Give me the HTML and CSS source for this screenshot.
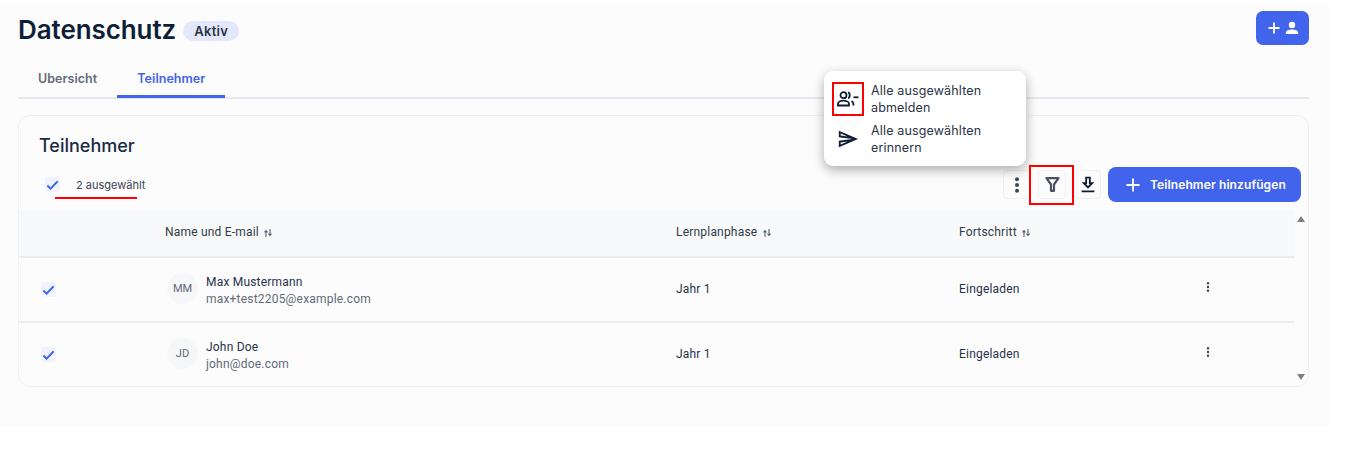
...
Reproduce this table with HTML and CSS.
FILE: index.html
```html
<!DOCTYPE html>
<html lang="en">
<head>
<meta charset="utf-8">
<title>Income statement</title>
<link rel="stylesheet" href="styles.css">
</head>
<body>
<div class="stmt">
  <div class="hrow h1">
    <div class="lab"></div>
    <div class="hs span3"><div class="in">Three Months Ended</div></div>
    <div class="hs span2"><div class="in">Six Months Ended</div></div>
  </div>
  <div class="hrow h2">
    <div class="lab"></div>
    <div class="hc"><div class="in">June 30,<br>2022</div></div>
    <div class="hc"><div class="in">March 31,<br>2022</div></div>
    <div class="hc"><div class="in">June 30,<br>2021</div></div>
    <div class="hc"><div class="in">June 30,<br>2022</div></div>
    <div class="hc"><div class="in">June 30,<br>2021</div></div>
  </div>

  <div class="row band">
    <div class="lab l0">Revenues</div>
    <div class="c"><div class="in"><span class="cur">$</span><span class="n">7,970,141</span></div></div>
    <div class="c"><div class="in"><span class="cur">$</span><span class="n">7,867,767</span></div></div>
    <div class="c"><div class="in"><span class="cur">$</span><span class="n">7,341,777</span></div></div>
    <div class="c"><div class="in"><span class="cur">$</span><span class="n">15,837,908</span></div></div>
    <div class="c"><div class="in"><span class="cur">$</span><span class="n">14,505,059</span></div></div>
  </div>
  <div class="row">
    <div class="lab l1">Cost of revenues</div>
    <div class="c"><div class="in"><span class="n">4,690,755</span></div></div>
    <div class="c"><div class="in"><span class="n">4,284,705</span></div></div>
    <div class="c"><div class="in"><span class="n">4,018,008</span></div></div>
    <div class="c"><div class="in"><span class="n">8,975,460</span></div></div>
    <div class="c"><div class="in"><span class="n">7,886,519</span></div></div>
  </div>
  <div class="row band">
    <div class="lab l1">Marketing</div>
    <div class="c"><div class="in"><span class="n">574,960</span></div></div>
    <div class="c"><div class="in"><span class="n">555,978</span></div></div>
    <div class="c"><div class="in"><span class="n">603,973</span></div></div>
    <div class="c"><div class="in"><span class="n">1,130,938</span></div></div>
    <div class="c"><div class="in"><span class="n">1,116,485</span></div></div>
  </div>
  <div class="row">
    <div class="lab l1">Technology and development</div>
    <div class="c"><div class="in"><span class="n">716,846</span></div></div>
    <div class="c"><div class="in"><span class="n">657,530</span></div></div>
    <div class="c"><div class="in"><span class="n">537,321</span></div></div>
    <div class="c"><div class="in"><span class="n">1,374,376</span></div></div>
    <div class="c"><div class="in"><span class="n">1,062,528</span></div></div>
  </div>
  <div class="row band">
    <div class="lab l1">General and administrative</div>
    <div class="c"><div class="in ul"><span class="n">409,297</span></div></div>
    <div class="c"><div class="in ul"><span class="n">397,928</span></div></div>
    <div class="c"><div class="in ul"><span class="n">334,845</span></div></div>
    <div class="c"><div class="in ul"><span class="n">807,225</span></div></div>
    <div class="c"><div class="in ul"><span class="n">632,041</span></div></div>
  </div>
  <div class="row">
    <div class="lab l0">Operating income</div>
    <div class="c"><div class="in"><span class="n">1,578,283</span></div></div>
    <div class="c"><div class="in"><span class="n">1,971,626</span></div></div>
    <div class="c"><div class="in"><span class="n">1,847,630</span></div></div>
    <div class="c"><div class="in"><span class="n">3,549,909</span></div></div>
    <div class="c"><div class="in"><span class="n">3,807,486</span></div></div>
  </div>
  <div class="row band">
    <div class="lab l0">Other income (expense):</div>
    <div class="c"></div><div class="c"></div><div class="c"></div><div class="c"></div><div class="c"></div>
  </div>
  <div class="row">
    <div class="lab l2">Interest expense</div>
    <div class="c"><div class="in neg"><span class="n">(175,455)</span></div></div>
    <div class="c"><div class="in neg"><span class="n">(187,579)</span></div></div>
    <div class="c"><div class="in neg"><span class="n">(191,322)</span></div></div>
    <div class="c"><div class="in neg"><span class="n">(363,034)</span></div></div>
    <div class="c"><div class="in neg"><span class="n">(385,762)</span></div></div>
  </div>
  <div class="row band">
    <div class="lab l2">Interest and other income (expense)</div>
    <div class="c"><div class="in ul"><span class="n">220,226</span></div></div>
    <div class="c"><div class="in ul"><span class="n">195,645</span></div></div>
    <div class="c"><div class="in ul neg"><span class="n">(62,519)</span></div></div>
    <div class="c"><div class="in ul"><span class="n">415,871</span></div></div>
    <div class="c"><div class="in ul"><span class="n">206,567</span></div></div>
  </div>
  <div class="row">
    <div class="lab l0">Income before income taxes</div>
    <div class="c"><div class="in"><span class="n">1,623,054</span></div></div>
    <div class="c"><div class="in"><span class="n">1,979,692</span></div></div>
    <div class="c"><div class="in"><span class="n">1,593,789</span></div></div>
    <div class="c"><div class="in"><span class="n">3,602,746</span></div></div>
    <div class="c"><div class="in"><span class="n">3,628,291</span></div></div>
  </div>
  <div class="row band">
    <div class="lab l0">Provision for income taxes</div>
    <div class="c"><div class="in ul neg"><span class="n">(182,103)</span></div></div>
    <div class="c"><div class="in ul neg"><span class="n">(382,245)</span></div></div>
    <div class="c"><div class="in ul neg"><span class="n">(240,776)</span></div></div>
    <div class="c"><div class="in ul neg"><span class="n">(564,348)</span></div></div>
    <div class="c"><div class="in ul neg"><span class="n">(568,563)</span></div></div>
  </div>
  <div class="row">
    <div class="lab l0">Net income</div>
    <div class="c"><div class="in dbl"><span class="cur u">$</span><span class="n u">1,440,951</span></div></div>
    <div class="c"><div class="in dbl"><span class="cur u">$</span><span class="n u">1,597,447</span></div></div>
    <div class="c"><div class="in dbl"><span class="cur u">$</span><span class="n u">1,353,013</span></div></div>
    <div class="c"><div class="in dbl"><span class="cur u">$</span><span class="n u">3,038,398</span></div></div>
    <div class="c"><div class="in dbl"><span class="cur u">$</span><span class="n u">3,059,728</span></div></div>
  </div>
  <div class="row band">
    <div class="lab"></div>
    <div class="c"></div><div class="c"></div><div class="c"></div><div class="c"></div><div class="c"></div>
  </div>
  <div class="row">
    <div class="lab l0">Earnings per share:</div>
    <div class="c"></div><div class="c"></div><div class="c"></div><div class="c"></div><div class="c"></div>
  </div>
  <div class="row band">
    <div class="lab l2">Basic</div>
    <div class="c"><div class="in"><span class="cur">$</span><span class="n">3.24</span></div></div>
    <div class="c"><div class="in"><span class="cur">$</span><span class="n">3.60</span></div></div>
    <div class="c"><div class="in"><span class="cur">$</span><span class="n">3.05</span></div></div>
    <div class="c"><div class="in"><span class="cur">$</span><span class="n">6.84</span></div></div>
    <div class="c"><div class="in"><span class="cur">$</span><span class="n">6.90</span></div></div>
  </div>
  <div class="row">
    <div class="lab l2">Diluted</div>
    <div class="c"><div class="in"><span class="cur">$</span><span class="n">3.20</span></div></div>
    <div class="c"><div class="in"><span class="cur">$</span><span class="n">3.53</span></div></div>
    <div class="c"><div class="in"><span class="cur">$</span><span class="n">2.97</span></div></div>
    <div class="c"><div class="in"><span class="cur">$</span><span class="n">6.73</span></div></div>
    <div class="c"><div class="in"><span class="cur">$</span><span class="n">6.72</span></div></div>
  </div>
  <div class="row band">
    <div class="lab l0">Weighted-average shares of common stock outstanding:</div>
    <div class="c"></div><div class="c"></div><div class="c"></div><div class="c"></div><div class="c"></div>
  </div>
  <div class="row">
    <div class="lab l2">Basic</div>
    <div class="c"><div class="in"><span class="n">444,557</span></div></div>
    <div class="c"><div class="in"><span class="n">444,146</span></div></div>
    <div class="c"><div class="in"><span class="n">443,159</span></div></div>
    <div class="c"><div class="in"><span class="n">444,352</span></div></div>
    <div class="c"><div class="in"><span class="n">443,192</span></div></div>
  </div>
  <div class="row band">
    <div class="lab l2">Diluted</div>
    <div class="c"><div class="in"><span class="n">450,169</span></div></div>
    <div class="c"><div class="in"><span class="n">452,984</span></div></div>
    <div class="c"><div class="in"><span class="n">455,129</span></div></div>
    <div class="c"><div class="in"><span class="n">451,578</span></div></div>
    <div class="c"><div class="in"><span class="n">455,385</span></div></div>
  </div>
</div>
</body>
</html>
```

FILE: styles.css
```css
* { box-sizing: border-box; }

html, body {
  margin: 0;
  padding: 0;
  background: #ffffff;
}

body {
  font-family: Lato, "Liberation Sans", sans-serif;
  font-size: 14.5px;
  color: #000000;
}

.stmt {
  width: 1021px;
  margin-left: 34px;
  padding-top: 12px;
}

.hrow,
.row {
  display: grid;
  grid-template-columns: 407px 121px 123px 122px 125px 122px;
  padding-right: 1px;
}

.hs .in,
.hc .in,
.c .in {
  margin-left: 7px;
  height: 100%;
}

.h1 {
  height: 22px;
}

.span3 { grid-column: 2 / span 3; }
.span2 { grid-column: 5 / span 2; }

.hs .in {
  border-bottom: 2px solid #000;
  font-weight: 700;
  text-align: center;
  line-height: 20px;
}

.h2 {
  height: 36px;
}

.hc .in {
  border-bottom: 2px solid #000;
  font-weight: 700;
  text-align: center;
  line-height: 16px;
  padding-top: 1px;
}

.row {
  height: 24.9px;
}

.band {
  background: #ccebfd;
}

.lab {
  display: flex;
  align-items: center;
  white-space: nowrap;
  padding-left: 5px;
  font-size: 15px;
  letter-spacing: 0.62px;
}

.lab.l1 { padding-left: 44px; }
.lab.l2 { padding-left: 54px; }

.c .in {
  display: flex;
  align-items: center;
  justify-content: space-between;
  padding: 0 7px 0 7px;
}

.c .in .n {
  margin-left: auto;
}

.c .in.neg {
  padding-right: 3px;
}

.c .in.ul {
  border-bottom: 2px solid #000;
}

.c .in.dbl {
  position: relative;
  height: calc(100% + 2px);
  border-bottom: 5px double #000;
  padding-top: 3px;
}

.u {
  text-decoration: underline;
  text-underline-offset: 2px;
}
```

WHAT TO DO: Read the data above and count the lines that include "this". Answer only with the count.

COMPLETE OUTPUT: 2